Tierney, however, sensed that certain changes needed to be made, and his major adjustment involved the faceoff specialists. No. 3 Princeton (3-1) lost its top faceoff men – and two of the best faceoff specialists in the history of Tiger lacrosse – from a year ago with the graduation of midfielders Dennis Kramer '97 and James Mitchell '97. Mitchell controlled 133 of 214 faceoffs (62 percent) last season, while Kramer won 60 of 97 (62 percent).
With the departure of Kramer and Mitchell weighing heavily on his mind last season, Tierney recruited two high school players – Matt Bailer and Winship Ross – whom he hoped could fill the void at the faceoff position. Now freshman midfielders, Bailer and Ross have struggled early this season, as their older and more experienced opponents have consistently beaten them.
"Our theory with faceoffs is we've been spoiled a little bit," Tierney said. "With James Mitchell and Dennis Kramer, we got about 65 percent or so for three years. We're getting back to (that percentage) and I feel confident that Bailer and Ross are going to be great facing off."
While they are certain to improve with every faceoff opportunity they receive, Bailer and Ross have not shown the consistent talent for faceoffs that their predecessors had.
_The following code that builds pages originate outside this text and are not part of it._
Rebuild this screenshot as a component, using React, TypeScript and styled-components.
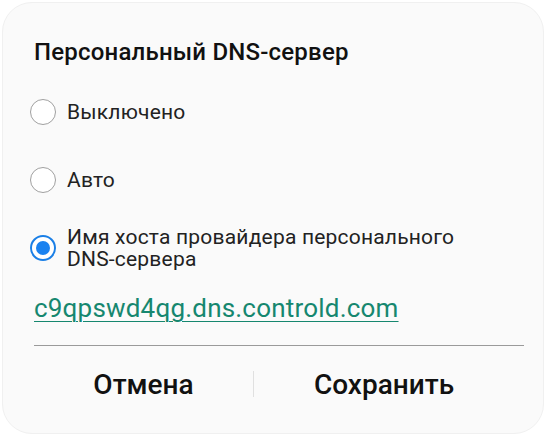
import { createGlobalStyle, styled } from "styled-components";

const GlobalStyle = createGlobalStyle`
  html, body {
    margin: 0;
    padding: 0;
    background: #ffffff;
    font-family: Roboto, "Noto Sans", sans-serif;
  }
`;

interface OptionInterface {
  label: string;
  checked?: boolean;
}

const options: OptionInterface[] = [
  { label: "Выключено" },
  { label: "Авто" },
  { label: "Имя хоста провайдера персонального DNS-сервера", checked: true },
];

const Radio = ({ checked }: { checked?: boolean }) => (
  <RadioStyled $checked={checked}>{checked && <RadioDot />}</RadioStyled>
);

const App = () => {
  return (
    <>
      <GlobalStyle />
      <DialogStyled>
        <TitleStyled>Персональный DNS-сервер</TitleStyled>
        <OptionListStyled>
          {options.map((o) => (
            <OptionStyled key={o.label} $multi={!!o.checked}>
              <Radio checked={o.checked} />
              <OptionLabel>{o.label}</OptionLabel>
            </OptionStyled>
          ))}
        </OptionListStyled>
        <HostLink>c9qpswd4qg.dns.controld.com</HostLink>
        <Divider />
        <ButtonRow>
          <ActionButton $basis="219px">Отмена</ActionButton>
          <ButtonSeparator />
          <ActionButton>Сохранить</ActionButton>
        </ButtonRow>
      </DialogStyled>
    </>
  );
};

const DialogStyled = styled.div`
  margin: 2px;
  height: 432px;
  box-sizing: border-box;
  border-radius: 30px;
  background: #fafafa;
  border: 1px solid #f0f0f0;
  padding: 34px 19px 0 31px;
  display: flex;
  flex-direction: column;
`;

const TitleStyled = styled.div`
  font-size: 24px;
  font-weight: 500;
  color: #111111;
  line-height: 30px;
  margin-bottom: 11px;
  letter-spacing: 0.2px;
`;

const OptionListStyled = styled.div`
  display: flex;
  flex-direction: column;
  margin-left: -4px;
`;

const OptionStyled = styled.div<{ $multi: boolean }>`
  display: flex;
  align-items: center;
  gap: 11px;
  height: ${(p) => (p.$multi ? "48px" : "68px")};
  margin-top: ${(p) => (p.$multi ? "10px" : "0")};
`;

const RadioStyled = styled.div<{ $checked?: boolean }>`
  width: 26px;
  height: 26px;
  flex-shrink: 0;
  box-sizing: border-box;
  border-radius: 50%;
  border: ${(p) => (p.$checked ? "2px solid #1a7fe6" : "1.5px solid #a0a0a0")};
  background: #ffffff;
  display: flex;
  align-items: center;
  justify-content: center;
`;

const RadioDot = styled.div`
  width: 14px;
  height: 14px;
  border-radius: 50%;
  background: #1a82f0;
`;

const OptionLabel = styled.div`
  font-size: 21px;
  color: #222222;
  line-height: 22px;
  letter-spacing: 0.2px;
  max-width: 420px;
`;

const HostLink = styled.div`
  margin-top: 21px;
  font-size: 26px;
  color: #16876f;
  text-decoration: underline;
  text-underline-offset: 4px;
  text-decoration-thickness: 1px;
  line-height: 30px;
  letter-spacing: 0.2px;
`;

const Divider = styled.div`
  margin-top: 22px;
  height: 1px;
  background: #9a9a9a;
`;

const ButtonRow = styled.div`
  display: flex;
  align-items: center;
  height: 76px;
  padding-right: 10px;
`;

const ActionButton = styled.div<{ $basis?: string }>`
  flex: ${(p) => (p.$basis ? `0 0 ${p.$basis}` : "1")};
  text-align: center;
  font-size: 28px;
  font-weight: 500;
  color: #111111;
`;

const ButtonSeparator = styled.div`
  width: 1px;
  height: 26px;
  background: #e0e0e0;
`;

export default App;
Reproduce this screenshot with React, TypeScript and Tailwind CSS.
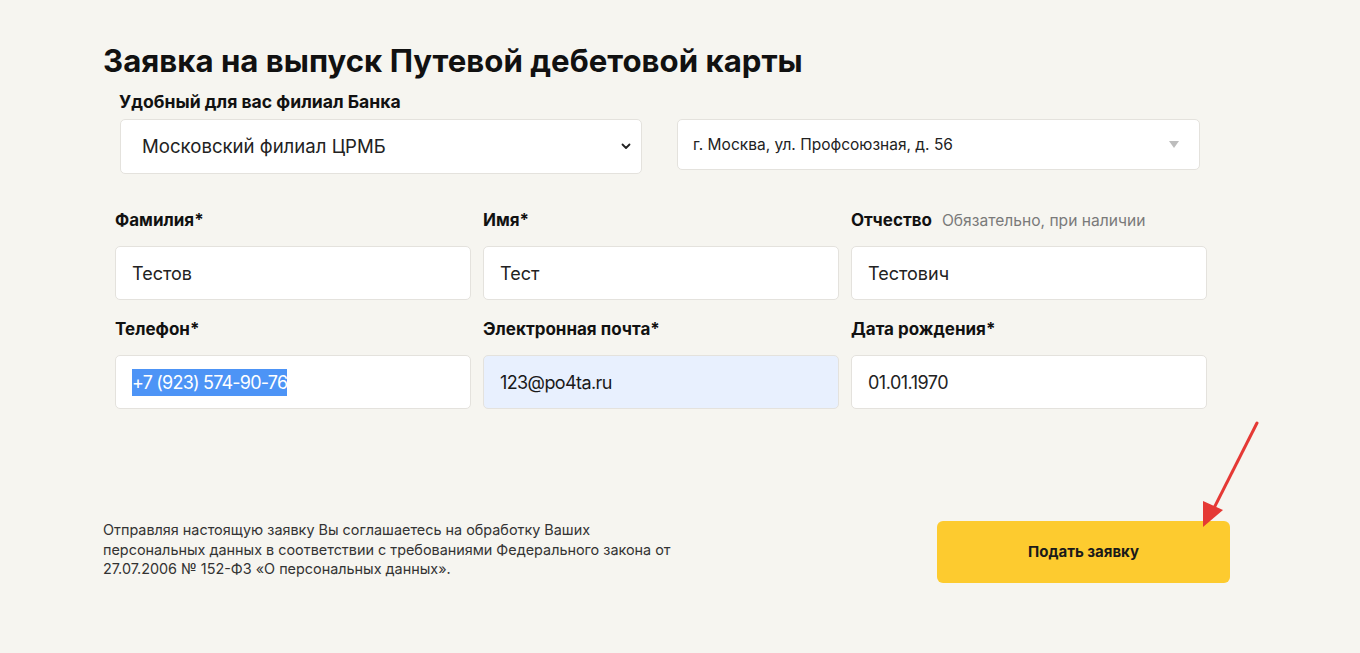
import React from 'react';

const font = { fontFamily: 'Inter, "Noto Sans", sans-serif' };

interface FieldProps {
  label: string;
  required?: boolean;
  hint?: string;
  children: React.ReactNode;
  tone?: 'white' | 'autofill';
}

const Field: React.FC<FieldProps> = ({ label, required, hint, children, tone = 'white' }) => (
  <div className="flex flex-col gap-[15px]">
    <div className="flex items-baseline gap-[10px] h-[21px] leading-[21px]">
      <span className="text-[17px] font-bold text-[#111]">
        {label}
        {required && <span className="font-bold">*</span>}
      </span>
      {hint && <span className="text-[15.6px] text-[#7a7a7a]">{hint}</span>}
    </div>
    <div
      className={
        tone === 'autofill'
          ? 'h-[54px] rounded-[5px] border border-[#e4e2dd] bg-[#e8f0fe] flex items-center px-[16px] text-[18px] text-[#1a1a1a]'
          : 'h-[54px] rounded-[5px] border border-[#e4e2dd] bg-white flex items-center px-[16px] text-[18px] text-[#222]'
      }
    >
      {children}
    </div>
  </div>
);

export default function App() {
  return (
    <div className="relative w-[1360px] h-[653px] bg-[#f6f5f0] overflow-hidden" style={font}>
      <div className="pt-[42px]">
        {/* заголовок */}
        <h1 className="ml-[103px] text-[31.2px] leading-[39px] font-bold text-[#111]">
          Заявка на выпуск Путевой дебетовой карты
        </h1>

        {/* филиал */}
        <div className="ml-[119px] mt-[10px] text-[17.6px] leading-[21px] font-bold text-[#111]">
          Удобный для вас филиал Банка
        </div>
        <div className="mt-[7px] ml-[120px] flex items-start gap-[35px]">
          <div className="w-[522px] h-[55px] rounded-[5px] border border-[#e4e2dd] bg-white flex items-center justify-between pl-[21px] pr-[10px] text-[18.6px] text-[#222]">
            <span>Московский филиал ЦРМБ</span>
            <svg width="10" height="7" viewBox="0 0 10 7" fill="none">
              <path d="M1.5 1.5L5 5L8.5 1.5" stroke="#222" strokeWidth="1.8" strokeLinecap="round" strokeLinejoin="round" />
            </svg>
          </div>
          <div className="w-[523px] h-[51px] rounded-[5px] border border-[#e4e2dd] bg-white flex items-center justify-between pl-[15px] pr-[20px] text-[15.5px] text-[#222]">
            <span>г. Москва, ул. Профсоюзная, д. 56</span>
            <svg width="10" height="7" viewBox="0 0 10 7">
              <path d="M0 0H10L5 7Z" fill="#bdbdbd" />
            </svg>
          </div>
        </div>

        {/* данные */}
        <div className="mt-[36px] ml-[115px] w-[1092px] grid grid-cols-3 gap-x-[12px] gap-y-[19px]">
          <Field label="Фамилия" required>
            Тестов
          </Field>
          <Field label="Имя" required>
            Тест
          </Field>
          <Field label="Отчество" hint="Обязательно, при наличии">
            Тестович
          </Field>
          <Field label="Телефон" required>
            <span className="bg-[#4d94f6] text-white tracking-[-0.8px]">+7 (923) 574-90-76</span>
          </Field>
          <Field label="Электронная почта" required tone="autofill">
            <span className="tracking-[-0.6px]">123@po4ta.ru</span>
          </Field>
          <Field label="Дата рождения" required>
            <span className="tracking-[-0.5px]">01.01.1970</span>
          </Field>
        </div>

        {/* низ */}
        <div className="mt-[111px] ml-[103px] flex items-start">
          <p className="w-[600px] text-[14.4px] leading-[19.5px] text-[#333]">
            Отправляя настоящую заявку Вы соглашаетесь на обработку Ваших
            <br />
            персональных данных в соответствии с требованиями Федерального закона от
            <br />
            27.07.2006 № 152-ФЗ «О персональных данных».
          </p>
          <button className="ml-[234px] mt-[1px] w-[293px] h-[62px] rounded-[6px] bg-[#fdcb2f] text-[15px] font-bold text-[#1a1a1a]">
            Подать заявку
          </button>
        </div>
      </div>

      {/* стрелка */}
      <svg className="absolute left-[1195px] top-[415px]" width="70" height="120" viewBox="0 0 70 120">
        <line x1="62" y1="8" x2="17" y2="97" stroke="#e53935" strokeWidth="3" strokeLinecap="round" />
        <path d="M8 112L8 86L28 95Z" fill="#e53935" />
      </svg>
    </div>
  );
}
Bailer has won 14 of 30 faceoffs (47 percent), while Ross has controlled only 10 of 28 (36 percent).
In Princeton's opening game Feb. 28, the Tigers lost 22 of 31 faceoffs, but still bested Johns Hopkins, 17-10. Though Princeton won 12 of 18 faceoffs in the game against the Cavaliers, the loss, coupled with earlier faceoff struggles, convinced Tierney a change needed to be made.
Enter Chris Berrier.
Berrier, a sophomore midfielder, faced off just 13 times in his freshman season, winning seven of those. But the lack of experience has not hurt Berrier this year. He has responded to the promotion by converting 59 percent of his faceoff opportunities (24 of 41), a rate just below that of Kramer and Mitchell.
In Saturday's 13-5 defeat of Penn State, Berrier looked impressive as the Tigers controlled 13 of 22 faceoffs. Tierney's confidence in the sophomore is high, and if Princeton ever finds itself in sudden death overtime with the game on the line, it is Berrier who will get the call to face off.
In addition to his move to faceoff specialist, Berrier has switched from his position on the first midfield line to that of a defensive midfielder. His replacement, freshman Rob Torti, joins junior Lorne Smith and sophomore Josh Sims on the midfield line.
Overall, Princeton has won just 47 percent of its faceoffs this season. But with Berrier performing well in his new role and Bailer and Ross improving with every game, the Tigers won't have to lament the loss of Kramer and Mitchell much longer.